For most, hospitals are seen as a refuge where the sick may get well. At least, that is the intention of all parties. But there may be more to it, despite the best intentions of everyone to achieve a good end-result. I highlighted earlier in a post on “Highlighting Hospital Hazards for Patients” that complications can occur even in the best medical centres.
While human causes of errors are being actively addressed by management of most hospitals by adopting various quality assurance programs like the ISO standards and ISQUA, the high reliance on machines and technology by themselves create a new set of problems.
The ECRI Institute, the body that researches on patient safety issues and came to the forefront with the Y2K issue at the turn of the century, recently issued the top ten hazards due to technology and devices which occur in hospitals.
New on the list are air embolisms (bubbles of trapped air which travel to the lungs) from the contrast-media injectors used to inject dye into patients for X-ray imaging of blood vessels. Though there are safety features on the injectors to reduce the risk, they aren’t foolproof, and errors can be fatal.

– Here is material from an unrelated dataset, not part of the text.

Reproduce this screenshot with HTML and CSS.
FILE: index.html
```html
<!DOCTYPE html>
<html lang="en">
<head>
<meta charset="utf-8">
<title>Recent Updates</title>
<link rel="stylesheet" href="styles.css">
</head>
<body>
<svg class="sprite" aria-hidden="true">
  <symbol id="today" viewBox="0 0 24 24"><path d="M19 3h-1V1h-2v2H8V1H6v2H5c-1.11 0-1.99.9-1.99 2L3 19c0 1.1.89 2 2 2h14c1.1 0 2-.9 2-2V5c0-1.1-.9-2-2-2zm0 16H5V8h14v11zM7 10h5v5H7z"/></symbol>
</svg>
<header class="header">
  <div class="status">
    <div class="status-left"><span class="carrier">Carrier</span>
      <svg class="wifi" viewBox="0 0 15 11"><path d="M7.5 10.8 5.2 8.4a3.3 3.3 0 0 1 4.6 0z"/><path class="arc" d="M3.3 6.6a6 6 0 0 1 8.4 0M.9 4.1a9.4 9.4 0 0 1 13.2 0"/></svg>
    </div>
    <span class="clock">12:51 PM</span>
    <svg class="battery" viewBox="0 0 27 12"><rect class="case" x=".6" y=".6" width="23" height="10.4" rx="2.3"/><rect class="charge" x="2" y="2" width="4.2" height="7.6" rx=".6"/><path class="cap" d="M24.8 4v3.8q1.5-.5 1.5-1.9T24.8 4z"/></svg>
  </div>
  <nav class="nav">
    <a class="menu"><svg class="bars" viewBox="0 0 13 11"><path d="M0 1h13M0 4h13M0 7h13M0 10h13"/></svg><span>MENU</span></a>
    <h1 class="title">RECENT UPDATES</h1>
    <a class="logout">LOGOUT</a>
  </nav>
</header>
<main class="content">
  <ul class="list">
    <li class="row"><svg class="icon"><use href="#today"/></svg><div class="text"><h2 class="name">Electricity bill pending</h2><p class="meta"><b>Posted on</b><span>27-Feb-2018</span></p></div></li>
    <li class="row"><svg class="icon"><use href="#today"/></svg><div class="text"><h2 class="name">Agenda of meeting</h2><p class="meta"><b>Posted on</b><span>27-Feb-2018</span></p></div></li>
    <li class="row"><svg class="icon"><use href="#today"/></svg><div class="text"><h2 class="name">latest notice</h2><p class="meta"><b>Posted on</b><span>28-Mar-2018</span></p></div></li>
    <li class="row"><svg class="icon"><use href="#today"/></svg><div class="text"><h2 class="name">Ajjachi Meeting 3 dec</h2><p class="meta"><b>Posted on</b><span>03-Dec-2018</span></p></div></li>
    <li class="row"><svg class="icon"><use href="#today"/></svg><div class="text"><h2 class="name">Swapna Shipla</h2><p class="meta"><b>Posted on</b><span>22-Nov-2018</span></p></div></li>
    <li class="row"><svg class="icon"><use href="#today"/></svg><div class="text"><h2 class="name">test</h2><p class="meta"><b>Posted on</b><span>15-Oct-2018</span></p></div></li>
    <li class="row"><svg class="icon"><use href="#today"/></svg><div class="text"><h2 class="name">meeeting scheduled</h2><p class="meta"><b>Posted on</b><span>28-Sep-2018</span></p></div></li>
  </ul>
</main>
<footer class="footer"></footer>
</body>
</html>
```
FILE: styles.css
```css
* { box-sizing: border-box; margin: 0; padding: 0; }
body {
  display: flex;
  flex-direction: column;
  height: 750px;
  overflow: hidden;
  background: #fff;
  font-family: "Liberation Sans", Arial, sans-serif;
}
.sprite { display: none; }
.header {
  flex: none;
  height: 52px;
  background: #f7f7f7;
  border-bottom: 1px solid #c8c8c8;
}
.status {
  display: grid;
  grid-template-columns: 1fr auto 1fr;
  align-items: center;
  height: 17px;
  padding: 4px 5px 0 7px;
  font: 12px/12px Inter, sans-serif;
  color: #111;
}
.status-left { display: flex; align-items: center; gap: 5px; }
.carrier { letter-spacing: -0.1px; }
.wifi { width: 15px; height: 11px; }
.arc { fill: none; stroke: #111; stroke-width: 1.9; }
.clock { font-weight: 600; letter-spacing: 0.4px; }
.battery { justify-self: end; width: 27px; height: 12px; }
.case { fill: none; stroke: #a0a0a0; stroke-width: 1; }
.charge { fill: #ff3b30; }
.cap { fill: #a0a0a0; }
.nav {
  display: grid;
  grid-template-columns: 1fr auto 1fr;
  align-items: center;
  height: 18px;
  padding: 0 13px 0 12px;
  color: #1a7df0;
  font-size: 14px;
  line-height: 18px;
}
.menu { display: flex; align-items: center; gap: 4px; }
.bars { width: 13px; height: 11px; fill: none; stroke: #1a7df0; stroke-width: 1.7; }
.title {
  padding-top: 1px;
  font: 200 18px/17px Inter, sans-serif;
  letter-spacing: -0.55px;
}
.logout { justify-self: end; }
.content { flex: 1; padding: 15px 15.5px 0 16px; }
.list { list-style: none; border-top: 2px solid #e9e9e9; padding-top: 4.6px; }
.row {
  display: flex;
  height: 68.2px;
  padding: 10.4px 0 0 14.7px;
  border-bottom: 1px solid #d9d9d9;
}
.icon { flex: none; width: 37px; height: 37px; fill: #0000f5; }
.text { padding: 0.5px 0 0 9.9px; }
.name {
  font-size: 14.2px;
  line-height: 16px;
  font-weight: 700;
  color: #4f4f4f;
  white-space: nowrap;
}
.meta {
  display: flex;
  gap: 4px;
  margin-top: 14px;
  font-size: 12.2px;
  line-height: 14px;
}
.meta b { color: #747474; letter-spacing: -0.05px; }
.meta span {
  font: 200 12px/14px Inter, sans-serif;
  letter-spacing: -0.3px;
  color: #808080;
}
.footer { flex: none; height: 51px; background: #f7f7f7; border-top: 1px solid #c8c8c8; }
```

Also new on the list is retained surgical devices — such as a sponge or clamp left in a patient — and “unretrieved fragments,” like a piece of a surgical tool that breaks off and either isn’t noticed by the surgical team or is lodged in a part of the anatomy too risky to attempt retrieval.
Though burns during electrosurgery dropped off the list from 2007, burns from another source made the top 10: the fiber-optic lights used on endoscopes and headlamps to illuminate treatment sites.
Also new on the list: serious problems with anesthesia equipment just before it is to be used on a patient (or after it is too late), including misconnected breathing circuits and ventilator leaks.
Finally, misleading displays on medical devices — such as infusion pumps with confusing displays — can mislead clinicians into making serious errors, like misprogramming medication doses.